** begin **
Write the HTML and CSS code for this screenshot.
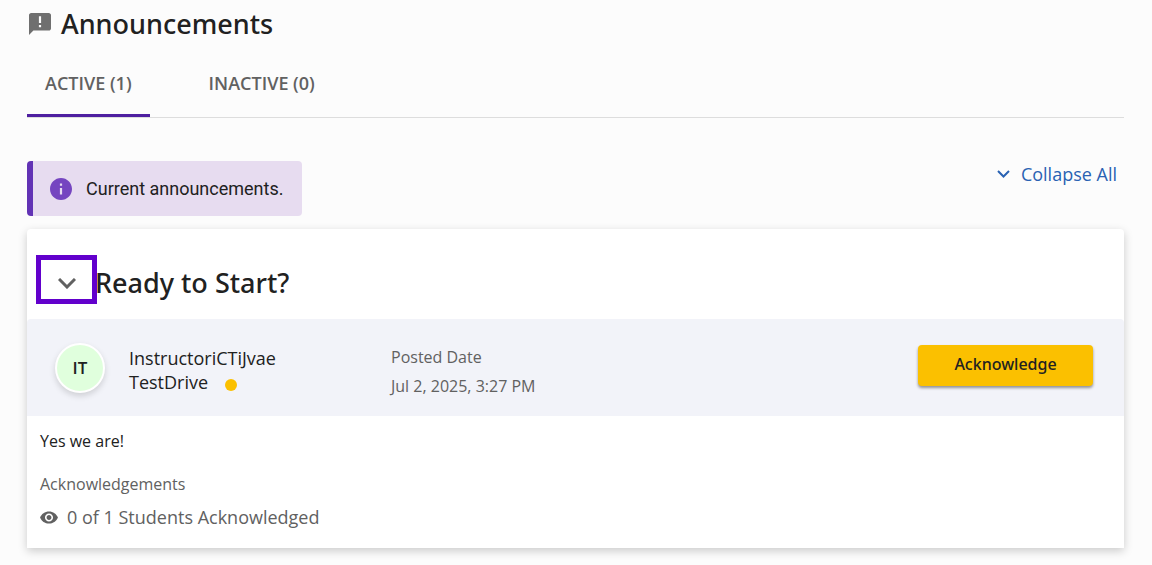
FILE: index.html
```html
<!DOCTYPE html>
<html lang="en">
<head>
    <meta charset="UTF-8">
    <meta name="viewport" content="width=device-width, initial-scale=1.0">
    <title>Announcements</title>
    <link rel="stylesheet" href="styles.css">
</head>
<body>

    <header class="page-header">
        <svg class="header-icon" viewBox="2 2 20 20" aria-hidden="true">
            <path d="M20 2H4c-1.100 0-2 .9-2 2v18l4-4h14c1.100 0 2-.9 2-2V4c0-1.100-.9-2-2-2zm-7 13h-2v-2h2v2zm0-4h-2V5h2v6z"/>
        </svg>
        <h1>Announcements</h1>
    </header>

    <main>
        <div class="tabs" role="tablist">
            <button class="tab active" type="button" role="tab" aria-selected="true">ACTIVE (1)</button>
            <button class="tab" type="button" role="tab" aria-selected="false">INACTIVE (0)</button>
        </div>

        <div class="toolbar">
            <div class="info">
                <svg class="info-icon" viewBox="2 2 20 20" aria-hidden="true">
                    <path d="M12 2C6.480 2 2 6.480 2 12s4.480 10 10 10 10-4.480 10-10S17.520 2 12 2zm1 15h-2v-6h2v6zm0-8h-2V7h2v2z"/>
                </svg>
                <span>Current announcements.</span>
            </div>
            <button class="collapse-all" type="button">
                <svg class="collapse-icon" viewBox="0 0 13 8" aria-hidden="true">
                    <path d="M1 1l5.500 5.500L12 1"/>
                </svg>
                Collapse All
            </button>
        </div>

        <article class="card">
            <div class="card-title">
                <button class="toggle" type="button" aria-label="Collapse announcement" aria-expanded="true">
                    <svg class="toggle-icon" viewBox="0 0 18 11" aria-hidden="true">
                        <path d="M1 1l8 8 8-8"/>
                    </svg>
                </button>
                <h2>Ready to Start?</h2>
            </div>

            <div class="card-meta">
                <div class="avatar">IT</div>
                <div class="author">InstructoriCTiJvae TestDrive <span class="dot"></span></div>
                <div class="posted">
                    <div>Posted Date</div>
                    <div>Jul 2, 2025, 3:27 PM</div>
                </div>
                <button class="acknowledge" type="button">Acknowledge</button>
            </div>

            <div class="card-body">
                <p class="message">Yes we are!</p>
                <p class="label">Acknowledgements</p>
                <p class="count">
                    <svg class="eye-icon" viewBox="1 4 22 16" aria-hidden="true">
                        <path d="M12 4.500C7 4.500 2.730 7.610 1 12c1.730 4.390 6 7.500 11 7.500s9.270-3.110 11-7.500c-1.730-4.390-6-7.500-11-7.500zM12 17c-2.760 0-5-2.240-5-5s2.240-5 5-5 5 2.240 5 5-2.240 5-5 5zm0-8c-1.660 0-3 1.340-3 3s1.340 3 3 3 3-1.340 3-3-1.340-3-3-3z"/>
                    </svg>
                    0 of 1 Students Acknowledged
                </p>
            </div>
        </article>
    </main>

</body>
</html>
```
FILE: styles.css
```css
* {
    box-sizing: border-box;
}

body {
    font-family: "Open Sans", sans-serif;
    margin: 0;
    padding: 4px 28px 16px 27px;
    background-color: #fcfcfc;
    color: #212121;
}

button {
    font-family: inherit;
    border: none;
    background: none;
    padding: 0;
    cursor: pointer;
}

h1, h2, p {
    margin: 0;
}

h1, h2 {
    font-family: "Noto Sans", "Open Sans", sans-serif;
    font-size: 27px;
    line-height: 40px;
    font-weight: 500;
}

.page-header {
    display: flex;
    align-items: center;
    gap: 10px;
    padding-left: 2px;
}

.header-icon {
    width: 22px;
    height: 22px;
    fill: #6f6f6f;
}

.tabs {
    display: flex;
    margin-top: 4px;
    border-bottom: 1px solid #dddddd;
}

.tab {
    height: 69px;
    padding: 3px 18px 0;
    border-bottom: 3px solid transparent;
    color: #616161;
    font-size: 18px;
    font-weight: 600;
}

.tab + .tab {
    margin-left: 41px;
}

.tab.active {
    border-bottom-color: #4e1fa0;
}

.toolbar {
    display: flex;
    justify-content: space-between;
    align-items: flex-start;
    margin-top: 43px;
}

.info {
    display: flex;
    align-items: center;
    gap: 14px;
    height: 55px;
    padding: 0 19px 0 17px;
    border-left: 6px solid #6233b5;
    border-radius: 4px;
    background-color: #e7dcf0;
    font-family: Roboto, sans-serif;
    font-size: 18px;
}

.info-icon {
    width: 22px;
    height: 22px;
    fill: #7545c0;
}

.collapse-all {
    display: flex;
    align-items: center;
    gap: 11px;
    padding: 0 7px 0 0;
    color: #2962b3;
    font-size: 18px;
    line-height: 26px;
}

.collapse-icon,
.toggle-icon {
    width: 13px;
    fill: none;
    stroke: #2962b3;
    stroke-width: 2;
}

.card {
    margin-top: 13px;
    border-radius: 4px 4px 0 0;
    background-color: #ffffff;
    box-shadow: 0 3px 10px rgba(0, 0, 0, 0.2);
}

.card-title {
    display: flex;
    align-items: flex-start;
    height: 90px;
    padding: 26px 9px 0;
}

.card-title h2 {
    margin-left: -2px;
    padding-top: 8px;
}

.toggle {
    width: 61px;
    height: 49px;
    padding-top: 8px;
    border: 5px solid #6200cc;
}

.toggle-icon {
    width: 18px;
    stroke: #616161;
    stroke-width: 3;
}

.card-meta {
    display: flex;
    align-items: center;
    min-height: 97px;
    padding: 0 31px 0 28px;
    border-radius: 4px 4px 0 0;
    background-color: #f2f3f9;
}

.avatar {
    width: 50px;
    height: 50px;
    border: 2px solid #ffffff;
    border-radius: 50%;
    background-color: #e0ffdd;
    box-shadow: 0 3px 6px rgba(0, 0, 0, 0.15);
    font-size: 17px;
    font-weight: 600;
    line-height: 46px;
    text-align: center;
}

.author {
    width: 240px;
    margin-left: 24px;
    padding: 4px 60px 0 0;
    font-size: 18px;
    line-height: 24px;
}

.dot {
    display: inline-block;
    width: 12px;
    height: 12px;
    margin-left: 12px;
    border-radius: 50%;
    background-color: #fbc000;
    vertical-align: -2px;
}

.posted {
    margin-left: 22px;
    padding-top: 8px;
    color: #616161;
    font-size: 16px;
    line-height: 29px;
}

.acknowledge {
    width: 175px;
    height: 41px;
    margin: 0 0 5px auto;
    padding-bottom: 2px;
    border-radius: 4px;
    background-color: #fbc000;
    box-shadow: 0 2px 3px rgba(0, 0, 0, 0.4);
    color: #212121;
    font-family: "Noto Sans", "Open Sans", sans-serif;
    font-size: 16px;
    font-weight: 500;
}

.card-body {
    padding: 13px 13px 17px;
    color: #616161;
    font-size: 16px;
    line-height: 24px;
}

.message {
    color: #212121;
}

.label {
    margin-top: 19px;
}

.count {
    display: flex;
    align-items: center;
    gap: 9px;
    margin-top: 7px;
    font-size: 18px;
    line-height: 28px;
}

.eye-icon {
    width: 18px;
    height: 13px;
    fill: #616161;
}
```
** end **
** begin **
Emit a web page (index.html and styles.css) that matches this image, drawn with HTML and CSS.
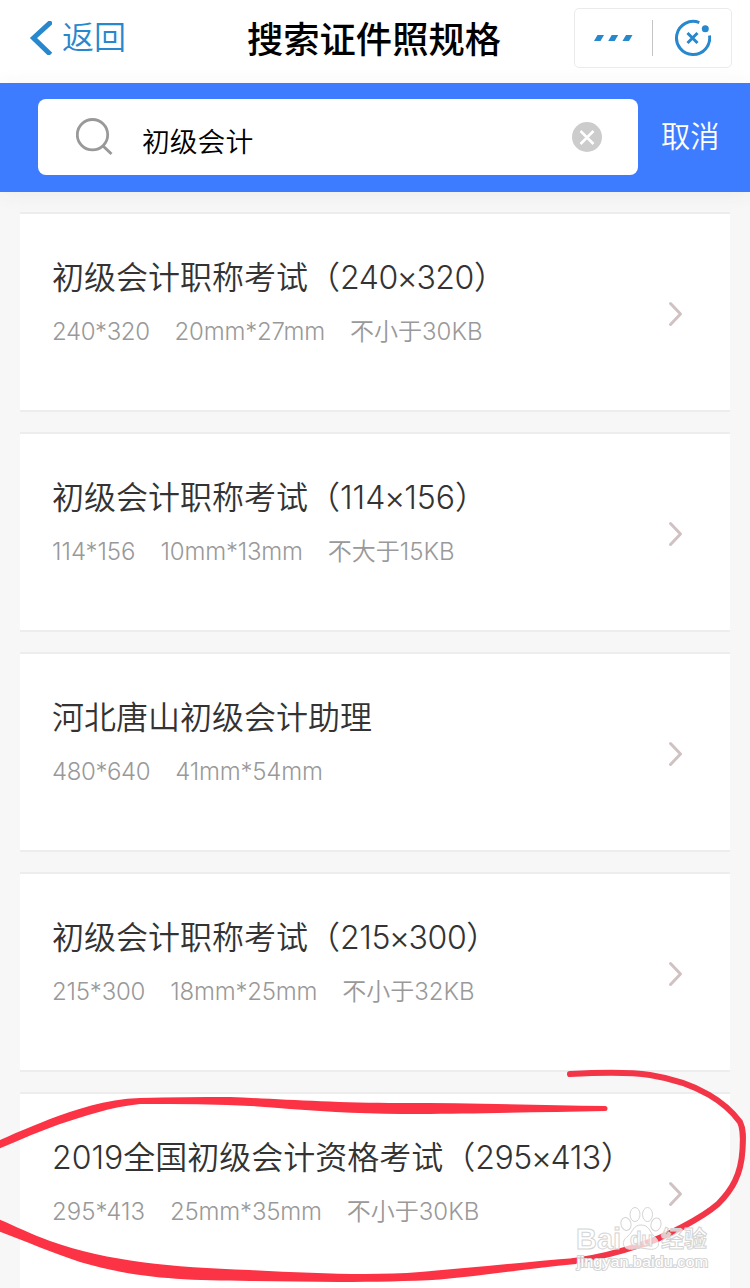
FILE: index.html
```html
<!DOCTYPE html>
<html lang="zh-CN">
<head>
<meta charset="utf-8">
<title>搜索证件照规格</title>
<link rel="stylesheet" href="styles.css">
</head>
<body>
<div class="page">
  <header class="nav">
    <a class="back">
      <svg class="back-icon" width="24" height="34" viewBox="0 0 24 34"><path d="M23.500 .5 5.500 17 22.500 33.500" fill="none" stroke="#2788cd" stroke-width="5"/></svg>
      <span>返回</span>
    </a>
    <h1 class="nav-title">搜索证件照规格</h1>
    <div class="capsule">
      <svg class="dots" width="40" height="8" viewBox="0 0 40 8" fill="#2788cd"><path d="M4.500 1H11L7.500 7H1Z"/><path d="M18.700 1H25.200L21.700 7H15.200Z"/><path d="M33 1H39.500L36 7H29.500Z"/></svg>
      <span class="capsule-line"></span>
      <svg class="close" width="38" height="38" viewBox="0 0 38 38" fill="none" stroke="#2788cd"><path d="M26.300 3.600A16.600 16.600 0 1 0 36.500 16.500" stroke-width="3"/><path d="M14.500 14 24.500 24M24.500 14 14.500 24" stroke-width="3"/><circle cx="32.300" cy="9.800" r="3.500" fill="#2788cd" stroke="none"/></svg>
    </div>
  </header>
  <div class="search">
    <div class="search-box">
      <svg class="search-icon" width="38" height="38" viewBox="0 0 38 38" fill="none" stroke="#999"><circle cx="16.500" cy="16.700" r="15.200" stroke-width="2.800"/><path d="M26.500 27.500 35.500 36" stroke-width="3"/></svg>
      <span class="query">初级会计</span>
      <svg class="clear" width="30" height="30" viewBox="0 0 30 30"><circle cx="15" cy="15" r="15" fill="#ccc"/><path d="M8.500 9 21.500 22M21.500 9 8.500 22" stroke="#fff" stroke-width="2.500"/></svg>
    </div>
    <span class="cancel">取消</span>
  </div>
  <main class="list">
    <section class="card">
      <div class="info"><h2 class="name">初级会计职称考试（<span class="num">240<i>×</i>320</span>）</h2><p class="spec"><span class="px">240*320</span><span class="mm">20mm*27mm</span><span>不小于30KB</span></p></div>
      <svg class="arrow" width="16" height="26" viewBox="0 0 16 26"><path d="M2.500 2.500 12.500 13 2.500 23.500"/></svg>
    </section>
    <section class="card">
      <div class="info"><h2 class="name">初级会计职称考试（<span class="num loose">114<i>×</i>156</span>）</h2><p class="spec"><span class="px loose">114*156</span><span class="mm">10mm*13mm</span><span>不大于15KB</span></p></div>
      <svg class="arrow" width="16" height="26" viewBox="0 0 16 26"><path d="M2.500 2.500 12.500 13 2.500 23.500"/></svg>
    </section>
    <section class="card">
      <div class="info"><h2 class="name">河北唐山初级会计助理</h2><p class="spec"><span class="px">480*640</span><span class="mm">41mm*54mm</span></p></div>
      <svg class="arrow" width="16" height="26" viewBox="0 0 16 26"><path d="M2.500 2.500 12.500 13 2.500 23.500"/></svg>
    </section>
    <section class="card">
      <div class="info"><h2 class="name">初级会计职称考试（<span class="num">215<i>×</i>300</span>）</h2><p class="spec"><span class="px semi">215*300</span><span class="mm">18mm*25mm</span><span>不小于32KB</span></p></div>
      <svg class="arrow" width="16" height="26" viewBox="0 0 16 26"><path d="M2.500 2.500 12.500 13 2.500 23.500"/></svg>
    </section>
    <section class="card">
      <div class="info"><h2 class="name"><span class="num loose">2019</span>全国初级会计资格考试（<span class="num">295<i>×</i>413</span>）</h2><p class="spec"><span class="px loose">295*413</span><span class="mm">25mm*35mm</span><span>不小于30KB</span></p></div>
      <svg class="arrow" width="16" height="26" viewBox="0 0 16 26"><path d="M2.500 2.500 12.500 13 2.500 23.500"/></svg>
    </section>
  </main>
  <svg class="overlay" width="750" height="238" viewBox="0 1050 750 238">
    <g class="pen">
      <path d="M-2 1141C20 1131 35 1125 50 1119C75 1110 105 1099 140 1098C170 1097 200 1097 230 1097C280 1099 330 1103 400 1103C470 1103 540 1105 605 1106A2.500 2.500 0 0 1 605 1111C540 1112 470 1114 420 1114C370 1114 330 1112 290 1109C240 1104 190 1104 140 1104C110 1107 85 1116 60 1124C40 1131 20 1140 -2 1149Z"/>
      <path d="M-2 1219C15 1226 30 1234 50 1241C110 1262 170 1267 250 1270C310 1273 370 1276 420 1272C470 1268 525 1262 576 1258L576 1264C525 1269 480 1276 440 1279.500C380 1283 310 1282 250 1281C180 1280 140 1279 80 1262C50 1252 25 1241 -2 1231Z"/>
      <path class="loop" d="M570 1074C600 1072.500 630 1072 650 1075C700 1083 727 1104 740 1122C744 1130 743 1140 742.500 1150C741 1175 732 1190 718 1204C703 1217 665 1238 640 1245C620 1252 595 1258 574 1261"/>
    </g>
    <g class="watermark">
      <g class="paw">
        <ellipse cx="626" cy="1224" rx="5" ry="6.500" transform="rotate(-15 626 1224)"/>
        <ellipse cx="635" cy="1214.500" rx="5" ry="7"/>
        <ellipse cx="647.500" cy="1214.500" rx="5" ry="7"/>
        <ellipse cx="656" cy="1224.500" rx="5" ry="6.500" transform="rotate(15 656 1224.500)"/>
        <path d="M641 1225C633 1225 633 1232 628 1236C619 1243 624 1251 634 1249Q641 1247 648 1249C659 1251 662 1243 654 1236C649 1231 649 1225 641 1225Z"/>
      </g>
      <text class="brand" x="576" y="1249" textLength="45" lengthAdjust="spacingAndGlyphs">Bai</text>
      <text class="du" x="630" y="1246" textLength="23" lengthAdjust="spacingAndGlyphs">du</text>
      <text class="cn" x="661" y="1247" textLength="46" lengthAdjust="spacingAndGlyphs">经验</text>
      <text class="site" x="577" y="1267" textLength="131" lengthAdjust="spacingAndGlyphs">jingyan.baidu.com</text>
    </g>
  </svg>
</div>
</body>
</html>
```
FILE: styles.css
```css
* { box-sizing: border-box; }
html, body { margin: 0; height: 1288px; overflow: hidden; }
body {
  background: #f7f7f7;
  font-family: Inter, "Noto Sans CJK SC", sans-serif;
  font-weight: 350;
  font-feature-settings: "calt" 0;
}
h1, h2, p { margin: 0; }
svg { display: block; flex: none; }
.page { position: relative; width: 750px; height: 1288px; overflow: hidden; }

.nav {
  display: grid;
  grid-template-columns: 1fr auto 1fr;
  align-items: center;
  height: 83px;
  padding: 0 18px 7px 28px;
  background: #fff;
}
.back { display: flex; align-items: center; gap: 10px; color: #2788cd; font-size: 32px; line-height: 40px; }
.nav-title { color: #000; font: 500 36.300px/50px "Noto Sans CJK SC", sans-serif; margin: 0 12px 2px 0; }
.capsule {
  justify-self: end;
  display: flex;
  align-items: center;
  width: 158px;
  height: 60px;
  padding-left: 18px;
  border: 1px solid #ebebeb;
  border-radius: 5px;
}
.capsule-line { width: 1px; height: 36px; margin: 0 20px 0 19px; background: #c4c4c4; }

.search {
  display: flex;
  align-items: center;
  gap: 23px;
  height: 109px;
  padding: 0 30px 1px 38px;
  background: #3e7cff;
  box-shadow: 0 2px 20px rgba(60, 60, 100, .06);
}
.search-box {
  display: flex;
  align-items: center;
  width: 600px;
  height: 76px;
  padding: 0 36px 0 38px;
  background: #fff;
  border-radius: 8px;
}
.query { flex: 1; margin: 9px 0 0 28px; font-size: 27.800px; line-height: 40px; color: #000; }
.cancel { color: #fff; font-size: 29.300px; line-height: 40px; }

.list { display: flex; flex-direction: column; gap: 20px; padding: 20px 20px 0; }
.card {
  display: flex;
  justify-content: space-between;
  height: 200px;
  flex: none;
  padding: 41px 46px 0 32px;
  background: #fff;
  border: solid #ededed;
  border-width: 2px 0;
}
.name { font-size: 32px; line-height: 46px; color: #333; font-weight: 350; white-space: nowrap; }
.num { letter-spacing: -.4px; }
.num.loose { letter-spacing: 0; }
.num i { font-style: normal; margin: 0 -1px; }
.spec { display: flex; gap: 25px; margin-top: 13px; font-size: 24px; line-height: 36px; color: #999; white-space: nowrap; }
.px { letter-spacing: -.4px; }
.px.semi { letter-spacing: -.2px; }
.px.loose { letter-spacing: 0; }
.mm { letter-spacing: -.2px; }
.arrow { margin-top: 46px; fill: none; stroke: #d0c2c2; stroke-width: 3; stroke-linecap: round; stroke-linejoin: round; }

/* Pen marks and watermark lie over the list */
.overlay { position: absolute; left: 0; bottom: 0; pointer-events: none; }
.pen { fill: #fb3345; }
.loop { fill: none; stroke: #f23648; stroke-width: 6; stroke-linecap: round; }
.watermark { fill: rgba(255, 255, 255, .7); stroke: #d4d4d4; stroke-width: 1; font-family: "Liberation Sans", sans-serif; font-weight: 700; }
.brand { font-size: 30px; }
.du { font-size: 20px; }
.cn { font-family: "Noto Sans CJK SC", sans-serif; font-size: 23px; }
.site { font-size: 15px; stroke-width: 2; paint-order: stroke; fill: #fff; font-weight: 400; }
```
** end **
◆ GIVEN PROBLEM
Figure out how many lines above include the string "page", then report that number and nothing else.

◆ SOLUTION TO THIS EXERCISE
5